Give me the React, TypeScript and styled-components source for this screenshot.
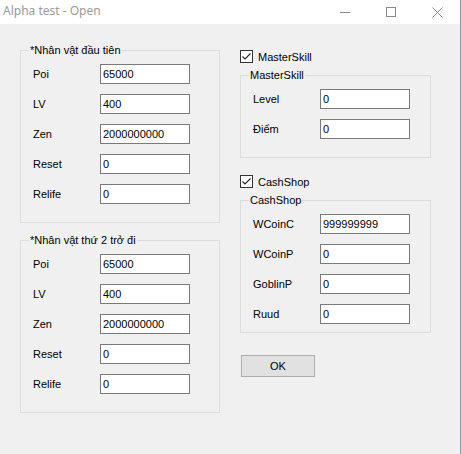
import React from "react";
import styled, { createGlobalStyle } from "styled-components";

const Global = createGlobalStyle`
  html, body { margin: 0; padding: 0; background: #8c9aa8; }
  body { font-family: "Liberation Sans", Arial, sans-serif; font-size: 11px; color: #000; }
`;

const Window = styled.div`
  width: 460px;
  height: 454px;
  background: #f0f0f0;
  display: flex;
  flex-direction: column;
`;

const TitleBar = styled.div`
  height: 24px;
  background: #fff;
  display: flex;
  align-items: center;
`;

const Title = styled.div`
  flex: 1;
  padding-left: 3px;
  font-family: "Noto Sans", "Open Sans", sans-serif;
  font-size: 12px;
  color: #9a9a9a;
  line-height: 24px;
  margin-top: -2px;
`;

const CaptionButton = styled.div`
  width: 46px;
  height: 24px;
  display: flex;
  align-items: center;
  justify-content: center;
  color: #8a8a8a;
`;

const Body = styled.div`
  display: flex;
  align-items: flex-start;
  padding: 20px 0 0 20px;
  gap: 20px;
`;

const Column = styled.div<{ $top?: number }>`
  display: flex;
  flex-direction: column;
  padding-top: ${(p) => p.$top ?? 0}px;
`;

const Group = styled.fieldset<{ $width: number; $padBottom: number; $mt?: number }>`
  box-sizing: border-box;
  width: ${(p) => p.$width}px;
  margin: ${(p) => p.$mt ?? 0}px 0 0 0;
  border: 1px solid #dcdcdc;
  padding: 7px 0 ${(p) => p.$padBottom}px 12px;
  display: grid;
  grid-template-columns: 67px 90px;
  row-gap: 10px;
  min-width: 0;
`;

const Legend = styled.legend`
  font-size: 11px;
  line-height: 13px;
  padding: 0 1px;
  margin-left: -4px;
`;

const Label = styled.label`
  display: flex;
  align-items: center;
  height: 20px;
  font-size: 11px;
`;

const TextBox = styled.div`
  box-sizing: border-box;
  width: 90px;
  height: 20px;
  border: 1px solid #7a7a7a;
  background: #fff;
  padding-left: 2px;
  display: flex;
  align-items: center;
  font-size: 11px;
`;

const CheckRow = styled.div<{ $mt?: number }>`
  display: flex;
  align-items: center;
  height: 17px;
  margin-top: ${(p) => p.$mt ?? 0}px;
  gap: 5px;
  font-size: 11px;
`;

const CheckBox = styled.div`
  box-sizing: border-box;
  width: 13px;
  height: 13px;
  border: 1px solid #333;
  background: #fff;
  display: flex;
  align-items: center;
  justify-content: center;
`;

const Button = styled.div`
  box-sizing: border-box;
  width: 74px;
  height: 22px;
  margin-top: 22px;
  margin-left: 1px;
  background: #e1e1e1;
  border: 1px solid #adadad;
  display: flex;
  align-items: center;
  justify-content: center;
  font-size: 11px;
`;

type Field = [string, string];

const CharFields: Field[] = [
  ["Poi", "65000"],
  ["LV", "400"],
  ["Zen", "2000000000"],
  ["Reset", "0"],
  ["Relife", "0"],
];

const Fields = ({ items }: { items: Field[] }) => (
  <>
    {items.map(([l, v]) => (
      <React.Fragment key={l}>
        <Label>{l}</Label>
        <TextBox>{v}</TextBox>
      </React.Fragment>
    ))}
  </>
);

const Check = () => (
  <CheckBox>
    <svg width="11" height="11" viewBox="0 0 11 11">
      <path d="M1.5 5.5 L4 8 L9.5 2.5" fill="none" stroke="#222" strokeWidth="1.1" />
    </svg>
  </CheckBox>
);

export default function App() {
  return (
    <>
      <Global />
      <Window>
        <TitleBar>
          <Title>Alpha test - Open</Title>
          <CaptionButton>
            <svg width="10" height="10" viewBox="0 0 10 10">
              <path d="M0 5.5 H10" stroke="#8a8a8a" strokeWidth="1" />
            </svg>
          </CaptionButton>
          <CaptionButton>
            <svg width="10" height="10" viewBox="0 0 10 10">
              <rect x="0.5" y="0.5" width="9" height="9" fill="none" stroke="#8a8a8a" strokeWidth="1" />
            </svg>
          </CaptionButton>
          <CaptionButton>
            <svg width="11" height="11" viewBox="0 0 11 11">
              <path d="M0.5 0.5 L10.5 10.5 M10.5 0.5 L0.5 10.5" stroke="#8a8a8a" strokeWidth="1" />
            </svg>
          </CaptionButton>
        </TitleBar>
        <Body>
          <Column>
            <Group $width={200} $padBottom={18}>
              <Legend>*Nhân vật đầu tiên</Legend>
              <Fields items={CharFields} />
            </Group>
            <Group $width={200} $padBottom={18} $mt={11}>
              <Legend>*Nhân vật thứ 2 trở đi</Legend>
              <Fields items={CharFields} />
            </Group>
          </Column>
          <Column $top={4}>
            <CheckRow>
              <Check />
              MasterSkill
            </CheckRow>
            <Group $width={191} $padBottom={18} $mt={4}>
              <Legend>MasterSkill</Legend>
              <Fields items={[["Level", "0"], ["Điểm", "0"]]} />
            </Group>
            <CheckRow $mt={15}>
              <Check />
              CashShop
            </CheckRow>
            <Group $width={191} $padBottom={8} $mt={4}>
              <Legend>CashShop</Legend>
              <Fields
                items={[
                  ["WCoinC", "999999999"],
                  ["WCoinP", "0"],
                  ["GoblinP", "0"],
                  ["Ruud", "0"],
                ]}
              />
            </Group>
            <Button>OK</Button>
          </Column>
        </Body>
      </Window>
    </>
  );
}
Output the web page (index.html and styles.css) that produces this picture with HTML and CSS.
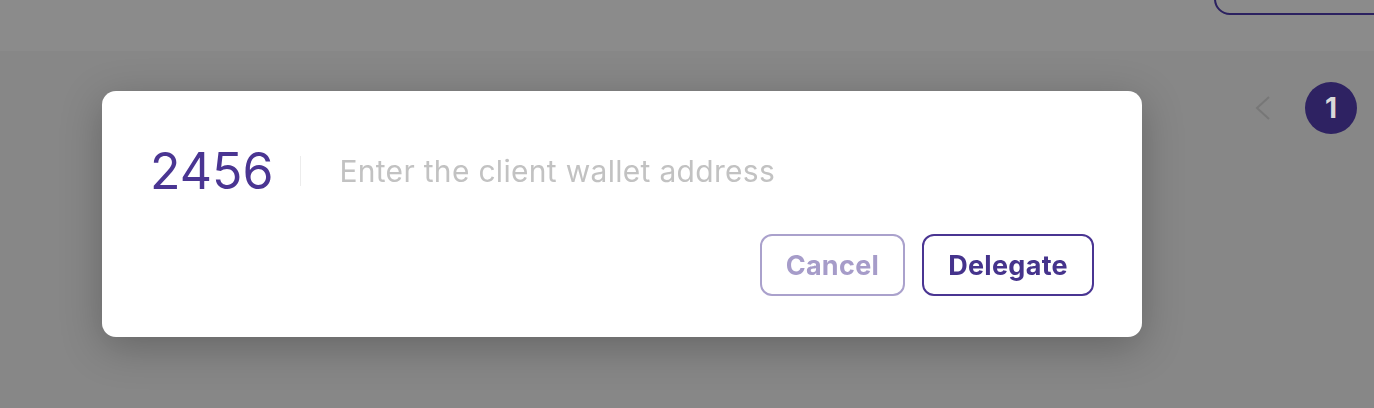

Exercise task:
Without including any picture, retype the entries exactly.

Response to this task:
Give me the React, TypeScript and styled-components source for this screenshot.
import React from "react";
import styled, { createGlobalStyle } from "styled-components";

const Global = createGlobalStyle`
  html, body { margin: 0; padding: 0; background: #8c9aa8; }
  body { font-family: "Liberation Sans", Arial, sans-serif; font-size: 11px; color: #000; }
`;

const Window = styled.div`
  width: 460px;
  height: 454px;
  background: #f0f0f0;
  display: flex;
  flex-direction: column;
`;

const TitleBar = styled.div`
  height: 24px;
  background: #fff;
  display: flex;
  align-items: center;
`;

const Title = styled.div`
  flex: 1;
  padding-left: 3px;
  font-family: "Noto Sans", "Open Sans", sans-serif;
  font-size: 12px;
  color: #9a9a9a;
  line-height: 24px;
  margin-top: -2px;
`;

const CaptionButton = styled.div`
  width: 46px;
  height: 24px;
  display: flex;
  align-items: center;
  justify-content: center;
  color: #8a8a8a;
`;

const Body = styled.div`
  display: flex;
  align-items: flex-start;
  padding: 20px 0 0 20px;
  gap: 20px;
`;

const Column = styled.div<{ $top?: number }>`
  display: flex;
  flex-direction: column;
  padding-top: ${(p) => p.$top ?? 0}px;
`;

const Group = styled.fieldset<{ $width: number; $padBottom: number; $mt?: number }>`
  box-sizing: border-box;
  width: ${(p) => p.$width}px;
  margin: ${(p) => p.$mt ?? 0}px 0 0 0;
  border: 1px solid #dcdcdc;
  padding: 7px 0 ${(p) => p.$padBottom}px 12px;
  display: grid;
  grid-template-columns: 67px 90px;
  row-gap: 10px;
  min-width: 0;
`;

const Legend = styled.legend`
  font-size: 11px;
  line-height: 13px;
  padding: 0 1px;
  margin-left: -4px;
`;

const Label = styled.label`
  display: flex;
  align-items: center;
  height: 20px;
  font-size: 11px;
`;

const TextBox = styled.div`
  box-sizing: border-box;
  width: 90px;
  height: 20px;
  border: 1px solid #7a7a7a;
  background: #fff;
  padding-left: 2px;
  display: flex;
  align-items: center;
  font-size: 11px;
`;

const CheckRow = styled.div<{ $mt?: number }>`
  display: flex;
  align-items: center;
  height: 17px;
  margin-top: ${(p) => p.$mt ?? 0}px;
  gap: 5px;
  font-size: 11px;
`;

const CheckBox = styled.div`
  box-sizing: border-box;
  width: 13px;
  height: 13px;
  border: 1px solid #333;
  background: #fff;
  display: flex;
  align-items: center;
  justify-content: center;
`;

const Button = styled.div`
  box-sizing: border-box;
  width: 74px;
  height: 22px;
  margin-top: 22px;
  margin-left: 1px;
  background: #e1e1e1;
  border: 1px solid #adadad;
  display: flex;
  align-items: center;
  justify-content: center;
  font-size: 11px;
`;

type Field = [string, string];

const CharFields: Field[] = [
  ["Poi", "65000"],
  ["LV", "400"],
  ["Zen", "2000000000"],
  ["Reset", "0"],
  ["Relife", "0"],
];

const Fields = ({ items }: { items: Field[] }) => (
  <>
    {items.map(([l, v]) => (
      <React.Fragment key={l}>
        <Label>{l}</Label>
        <TextBox>{v}</TextBox>
      </React.Fragment>
    ))}
  </>
);

const Check = () => (
  <CheckBox>
    <svg width="11" height="11" viewBox="0 0 11 11">
      <path d="M1.5 5.5 L4 8 L9.5 2.5" fill="none" stroke="#222" strokeWidth="1.1" />
    </svg>
  </CheckBox>
);

export default function App() {
  return (
    <>
      <Global />
      <Window>
        <TitleBar>
          <Title>Alpha test - Open</Title>
          <CaptionButton>
            <svg width="10" height="10" viewBox="0 0 10 10">
              <path d="M0 5.5 H10" stroke="#8a8a8a" strokeWidth="1" />
            </svg>
          </CaptionButton>
          <CaptionButton>
            <svg width="10" height="10" viewBox="0 0 10 10">
              <rect x="0.5" y="0.5" width="9" height="9" fill="none" stroke="#8a8a8a" strokeWidth="1" />
            </svg>
          </CaptionButton>
          <CaptionButton>
            <svg width="11" height="11" viewBox="0 0 11 11">
              <path d="M0.5 0.5 L10.5 10.5 M10.5 0.5 L0.5 10.5" stroke="#8a8a8a" strokeWidth="1" />
            </svg>
          </CaptionButton>
        </TitleBar>
        <Body>
          <Column>
            <Group $width={200} $padBottom={18}>
              <Legend>*Nhân vật đầu tiên</Legend>
              <Fields items={CharFields} />
            </Group>
            <Group $width={200} $padBottom={18} $mt={11}>
              <Legend>*Nhân vật thứ 2 trở đi</Legend>
              <Fields items={CharFields} />
            </Group>
          </Column>
          <Column $top={4}>
            <CheckRow>
              <Check />
              MasterSkill
            </CheckRow>
            <Group $width={191} $padBottom={18} $mt={4}>
              <Legend>MasterSkill</Legend>
              <Fields items={[["Level", "0"], ["Điểm", "0"]]} />
            </Group>
            <CheckRow $mt={15}>
              <Check />
              CashShop
            </CheckRow>
            <Group $width={191} $padBottom={8} $mt={4}>
              <Legend>CashShop</Legend>
              <Fields
                items={[
                  ["WCoinC", "999999999"],
                  ["WCoinP", "0"],
                  ["GoblinP", "0"],
                  ["Ruud", "0"],
                ]}
              />
            </Group>
            <Button>OK</Button>
          </Column>
        </Body>
      </Window>
    </>
  );
}
Output the web page (index.html and styles.css) that produces this picture with HTML and CSS.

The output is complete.